01 February 2007

on extremes...

"Dear God,

Deliver me to my passion.
Deliver me to my brilliance.
Deliver me to my intelligence.
Deliver me to my depth.
Deliver me to my nobility.
Deliver me to my beauty.
Deliver me to my power to heal.
Deliver me to You."

--marianne williamson


before i read this prayer, i never thought about praying to God to deliver me to the things i was already good at, the things in which i took great pride. i always imagined a more worthy prayer would be the one to deliver me from my efficicacy, my gut reactions, my "best" intentions. but i read this prayer one day, and immediately knew that God made me with those things inside me, setting a steady pulse inside my brain that cannot be ignored. so why not deliver me to the best things inside myself? why not pray for that? why not celebrate that? why be apologetic about any of it? i liked it so much that i printed it out and pasted it into the front of my daily planner.

i've struggled with myself for a long time over my tendancy to find myself in extreme situations. i'll be the first person to admit that i am probably an adrinaline junky. i like being useful in situations. i like being the one to make the assessment and call the shots. i don't just like it. i freaking love it. and most of the time, i'm right on the money, and hit all my marks. but i know that i won't always be right. i know that even when i am right, there are situations that i can't fix. in fact, 99.9% of the situations i run across in my job, i can't fix, not with a check or a prayer, or shared tears. the best i can do is band-aid things, hold some hands, make some calls, and pray that God's grace continues to be big enough to fill in the gaps.

i feel like i'm coming to a point where i don't have to hold back anymore. a point where i can be confident, and speak with some authority, but not be cocky. i'm realizing that a) there's nothing wrong with knowing what to do and b) there's nothing wrong with NOT knowing what to do. the knowledge or ignorance of the decision comes from the same place in my heart, i think. maybe that's the increasing sleep deficit talking, but whatever.

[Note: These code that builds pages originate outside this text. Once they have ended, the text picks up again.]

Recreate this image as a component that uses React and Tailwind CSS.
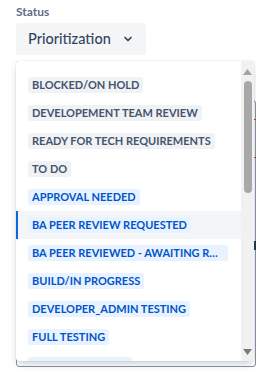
import { ChevronDown } from 'lucide-react';

const items = [
  { label: 'BLOCKED/ON HOLD', tone: 'gray' },
  { label: 'DEVELOPEMENT TEAM REVIEW', tone: 'gray' },
  { label: 'READY FOR TECH REQUIREMENTS', tone: 'gray' },
  { label: 'TO DO', tone: 'gray' },
  { label: 'APPROVAL NEEDED', tone: 'blue' },
  { label: 'BA PEER REVIEW REQUESTED', tone: 'blue', active: true },
  { label: 'BA PEER REVIEWED - AWAITING REQUIREMENTS', tone: 'blue' },
  { label: 'BUILD/IN PROGRESS', tone: 'blue' },
  { label: 'DEVELOPER_ADMIN TESTING', tone: 'blue' },
  { label: 'FULL TESTING', tone: 'blue' },
  { label: 'READY FOR BUILD', tone: 'blue' },
];

const App = () => {
  return (
    <div className="relative w-[256px] h-[374px] bg-white overflow-hidden font-['Lato',sans-serif]">
      <div className="pl-4 pt-[5px]">
        <div className="text-[12px] font-bold text-[#5e6c84] leading-[14px]">Status</div>
        <button className="mt-[4px] w-[130px] h-[32px] rounded-[3px] bg-[#f4f5f7] flex items-center pl-3 text-[14.5px] text-[#344563] font-medium">
          Prioritization
          <ChevronDown size={12} strokeWidth={3.5} className="ml-[11px]" />
        </button>
      </div>

      {/* field behind the menu */}
      <div className="absolute left-4 top-[100px] w-[240px] h-[267px] border border-[#8993a4] rounded-[3px]" />
      <div className="absolute left-[254px] top-[119px] w-[2px] h-px bg-[#de350b]" />
      <div className="absolute left-[254px] top-[157px] w-[2px] h-px bg-[#de350b]" />
      <div className="absolute left-[254px] top-[241px] w-[2px] h-[9px] bg-[#253858]" />

      <div className="absolute left-4 top-[61px] w-[238px] h-[300px] bg-white rounded-[3px] shadow-[0_4px_8px_-2px_rgba(9,30,66,0.25),0_0_1px_rgba(9,30,66,0.31)] flex overflow-hidden">
        <div className="flex-1 pt-[10px] overflow-hidden">
          {items.map(it => (
            <div
              key={it.label}
              className={`h-[28px] flex items-center pl-3 ${it.active ? 'bg-[#f4f5f7] border-l-2 border-[#0c66e4] pl-[10px]' : ''}`}
            >
              <span
                className={`max-w-[200px] truncate h-[16px] leading-[16px] px-1 rounded-[3px] text-[11px] font-bold ${
                  it.tone === 'blue' ? 'bg-[#e9f2ff] text-[#0055cc]' : 'bg-[#f1f2f4] text-[#44546f]'
                }`}
              >
                {it.label}
              </span>
            </div>
          ))}
        </div>
        <div className="w-[13px] bg-[#f1f1f1] flex flex-col items-center">
          <svg width="9" height="6" viewBox="0 0 9 6" className="mt-[8px]">
            <polygon points="4.5,0 9,6 0,6" fill="#a3a3a3" />
          </svg>
          <div className="mt-[6px] w-[8px] h-[112px] rounded-[4px] bg-[#a8a8a8]" />
          <div className="flex-1" />
          <svg width="9" height="6" viewBox="0 0 9 6" className="mb-[6px]">
            <polygon points="0,0 9,0 4.5,6" fill="#7a7a7a" />
          </svg>
        </div>
      </div>
    </div>
  );
};

export default App;
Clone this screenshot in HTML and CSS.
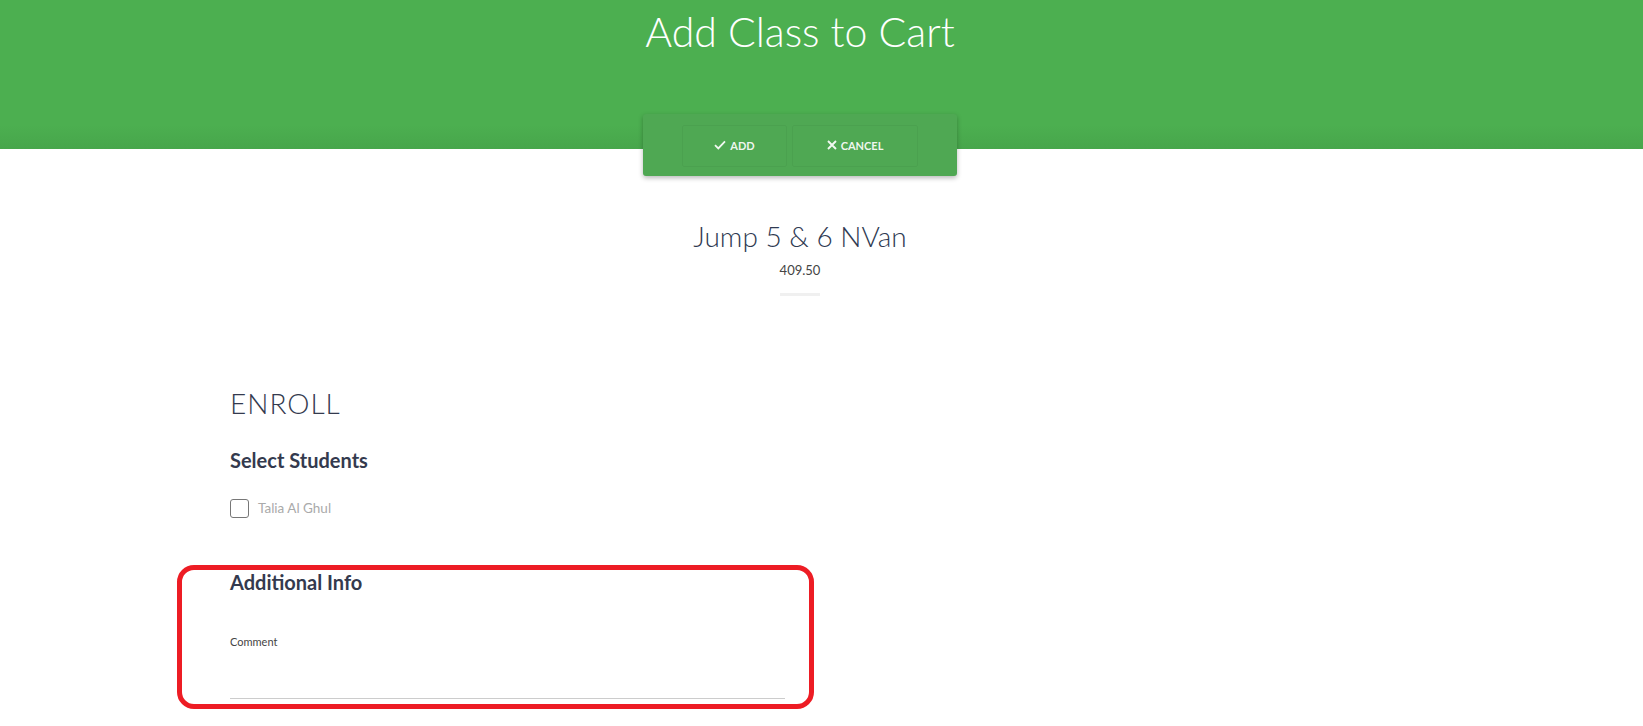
FILE: index.html
```html
<!DOCTYPE html>
<html lang="en">
<head>
    <meta charset="UTF-8">
    <meta name="viewport" content="width=device-width, initial-scale=1.0">
    <title>Add Class to Cart</title>
    <link rel="stylesheet" href="styles.css">
</head>
<body>
    <header class="banner">
        <div class="wrap">
            <h1>Add Class to Cart</h1>
        </div>
    </header>

    <div class="wrap">
        <div class="toolbar">
            <button type="button" class="tool-btn">
                <svg width="12" height="10" viewBox="0 0 12 10"><path d="M1 5.2 L4.3 8.4 L11 1.4" fill="none" stroke="currentColor" stroke-width="1.8"/></svg>
                Add
            </button>
            <button type="button" class="tool-btn">
                <svg width="10" height="10" viewBox="0 0 10 10"><path d="M1 1 L9 9 M9 1 L1 9" fill="none" stroke="currentColor" stroke-width="1.9"/></svg>
                Cancel
            </button>
        </div>

        <div class="class-info">
            <h2>Jump 5 &amp; 6 NVan</h2>
            <div class="price">409.50</div>
            <div class="sep"></div>
        </div>

        <div class="container">
            <form class="enroll" id="enrollForm">
                <h3 class="section-title">ENROLL</h3>

                <h4>Select Students</h4>
                <label class="check">
                    <input type="checkbox" name="Students" value="talia">
                    <span class="box"></span>
                    Talia Al Ghul
                </label>

                <div class="additional">
                    <span class="highlight"></span>
                    <h4>Additional Info</h4>
                    <label for="comment" class="field-label">Comment</label>
                    <input type="text" id="comment" name="Comment" class="line-input">
                </div>
            </form>
        </div>
    </div>
</body>
</html>
```

FILE: styles.css
```css
body {
    margin: 0;
    min-height: 100vh;
    padding-bottom: 20px;
    font-family: Lato, "Open Sans", sans-serif;
    background-color: #fff;
    color: #343a4e;
}
.wrap {
    width: 1600px;
}
.banner {
    height: 149px;
    padding-top: 8px;
    box-sizing: border-box;
    background: linear-gradient(to bottom, #4caf50 0, #4caf50 125px, #47a64b 149px);
}
.banner h1 {
    margin: 0;
    text-align: center;
    color: #fff;
    font-weight: 300;
    font-size: 41px;
    line-height: 48px;
}
.toolbar {
    width: 314px;
    height: 62px;
    margin: -35px auto 0 auto;
    padding: 11px 39px 9px 39px;
    box-sizing: border-box;
    display: flex;
    gap: 5px;
    background-color: #4fa853;
    border-radius: 3px;
    box-shadow: 0 2px 5px rgba(0, 0, 0, 0.28);
    position: relative;
}
.tool-btn {
    height: 42px;
    width: 105px;
    display: flex;
    align-items: center;
    justify-content: center;
    gap: 4px;
    background: transparent;
    border: 1px solid rgba(0, 0, 0, 0.04);
    border-radius: 2px;
    color: rgba(255, 255, 255, 0.92);
    font-family: Lato, sans-serif;
    font-size: 11px;
    font-weight: 700;
    text-transform: uppercase;
    padding: 0 0 2px 0;
    cursor: pointer;
}
.tool-btn + .tool-btn {
    width: 126px;
}
.class-info {
    text-align: center;
    margin-top: 43px;
}
.class-info h2 {
    margin: 0;
    font-weight: 300;
    font-size: 28px;
    line-height: 34px;
    color: #2f3a52;
}
.price {
    margin-top: 8px;
    font-size: 13px;
    line-height: 18px;
    color: #444;
}
.sep {
    width: 40px;
    height: 3px;
    margin: 14px auto 0 auto;
    background-color: #f0f0f0;
}
.container {
    width: 1170px;
    margin: 0 auto;
    padding: 0 15px;
    box-sizing: border-box;
}
.enroll {
    width: 555px;
}
.section-title {
    margin: 90px 0 0 0;
    font-weight: 300;
    font-size: 28px;
    line-height: 34px;
    letter-spacing: 1px;
    color: #343a4e;
}
h4 {
    margin: 28px 0 0 0;
    font-size: 20px;
    line-height: 24px;
    font-weight: 700;
    color: #343a4e;
}
.check {
    margin-top: 26px;
    display: flex;
    align-items: center;
    gap: 9px;
    height: 20px;
    font-size: 13.5px;
    line-height: 18px;
    color: #aaa;
    cursor: pointer;
}
.check input {
    display: none;
}
.check .box {
    width: 19px;
    height: 19px;
    box-sizing: border-box;
    border: 1.5px solid #777;
    border-radius: 3px;
}
.additional {
    position: relative;
    margin-top: 52px;
}
.additional h4 {
    margin-top: 0;
}
.field-label {
    display: block;
    margin-top: 41px;
    font-size: 11px;
    line-height: 14px;
    color: #444;
}
.line-input {
    display: block;
    width: 100%;
    height: 50px;
    box-sizing: border-box;
    border: none;
    border-bottom: 1px solid #ccc;
    outline: none;
    font-family: Lato, sans-serif;
    font-size: 14px;
}
.highlight {
    position: absolute;
    top: -5px;
    left: -53px;
    width: 637px;
    height: 144px;
    box-sizing: border-box;
    border: 5px solid #ed1c24;
    border-radius: 17px;
    pointer-events: none;
}
```
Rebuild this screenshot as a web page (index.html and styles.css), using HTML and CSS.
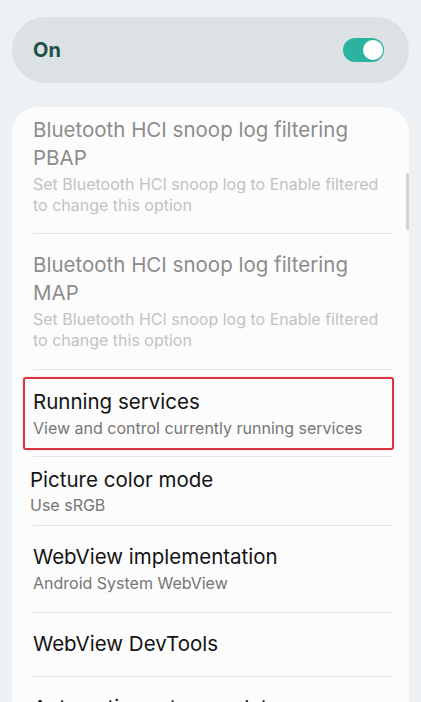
FILE: index.html
```html
<!DOCTYPE html>
<html lang="en">
<head>
<meta charset="utf-8">
<title>Developer options</title>
<link rel="stylesheet" href="styles.css">
</head>
<body>
<div class="screen">
  <div class="master">
    <span class="master-label">On</span>
    <span class="switch"><span class="knob"></span></span>
  </div>
  <div class="card">
    <div class="scrollbar"></div>
    <div class="item item-first disabled">
      <div class="title">Bluetooth HCI snoop log filtering PBAP</div>
      <div class="summary">Set Bluetooth HCI snoop log to Enable filtered to change this option</div>
    </div>
    <div class="item disabled">
      <div class="title">Bluetooth HCI snoop log filtering MAP</div>
      <div class="summary">Set Bluetooth HCI snoop log to Enable filtered to change this option</div>
    </div>
    <div class="item item-highlight">
      <div class="highlight">
        <div class="title">Running services</div>
        <div class="summary">View and control currently running services</div>
      </div>
    </div>
    <div class="item item-compact">
      <div class="title">Picture color mode</div>
      <div class="summary">Use sRGB</div>
    </div>
    <div class="item">
      <div class="title">WebView implementation</div>
      <div class="summary">Android System WebView</div>
    </div>
    <div class="item">
      <div class="title">WebView DevTools</div>
    </div>
    <div class="item item-last">
      <div class="title">Automatic system updates</div>
    </div>
  </div>
</div>
</body>
</html>
```

FILE: styles.css
```css
* { box-sizing: border-box; }
html, body { margin: 0; padding: 0; }
body {
  background: #eef1f3;
  font-family: Inter, Roboto, "Liberation Sans", sans-serif;
  width: 421px;
  height: 702px;
  overflow: hidden;
}
.screen {
  display: flex;
  flex-direction: column;
  padding: 17px 12px 0 12px;
  gap: 24px;
  height: 702px;
}
.master {
  height: 66px;
  border-radius: 33px;
  background: #dce2e4;
  display: flex;
  align-items: center;
  justify-content: space-between;
  padding: 0 25px 0 21px;
}
.master-label {
  font-size: 20px;
  font-weight: 700;
  color: #1d5246;
}
.switch {
  width: 41px;
  height: 24px;
  border-radius: 12px;
  background: #2bb39f;
  position: relative;
}
.knob {
  position: absolute;
  right: 1px;
  top: 2px;
  width: 20px;
  height: 20px;
  border-radius: 50%;
  background: #ffffff;
}
.card {
  position: relative;
  flex: 1;
  background: #fcfcfc;
  border-radius: 26px 26px 0 0;
  padding: 0 17px 0 21px;
  overflow: hidden;
}
.scrollbar {
  position: absolute;
  right: 0;
  top: 66px;
  width: 3px;
  height: 57px;
  border-radius: 2px;
  background: #d4d4d4;
}
.item {
  padding: 17px 0 18px 0;
  border-bottom: 1px solid #e4e4e4;
}
.item-first { padding: 9px 0 17px 0; }
.item-highlight { padding: 7px 0 6px 0; }
.highlight {
  margin: 0 -2px 0 -10px;
  padding: 9px 2px 9px 8px;
  border: 2px solid #d8333f;
  border-radius: 3px;
  box-shadow: 0 0 2px rgba(216, 51, 63, 0.35);
}
.item-compact { padding: 9px 0 9px 0; }
.item-compact .title, .item-compact .summary { margin-left: -3px; }
.item-compact .summary { margin-top: 1px; }
.item-last { border-bottom: none; padding-top: 17px; }
.title {
  font-size: 20.5px;
  line-height: 28px;
  color: #141414;
}
.summary {
  font-size: 16px;
  line-height: 21px;
  color: #767676;
  margin-top: 2px;
}
.disabled .title { color: #8c8c8c; }
.disabled .summary { color: #c2c2c2; }
```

we are products of extremes-- life and death, love and indifference, joy and pain, black/white/shades of gray, peace and fear. i feel like i'm in that mix 24/7. and even though there are days like today where i am tired in my bones, don't want to go work out or meet people for drinks, don't want to be in my office for 48 hours, i wouldn't trade it for anything. i have been delivered into my passion, into my calling, into a life i wanted, but didn't know how to ask for. my cup runneth over, and i am drinking like a bedouin after a long desert journey. thanks be to God.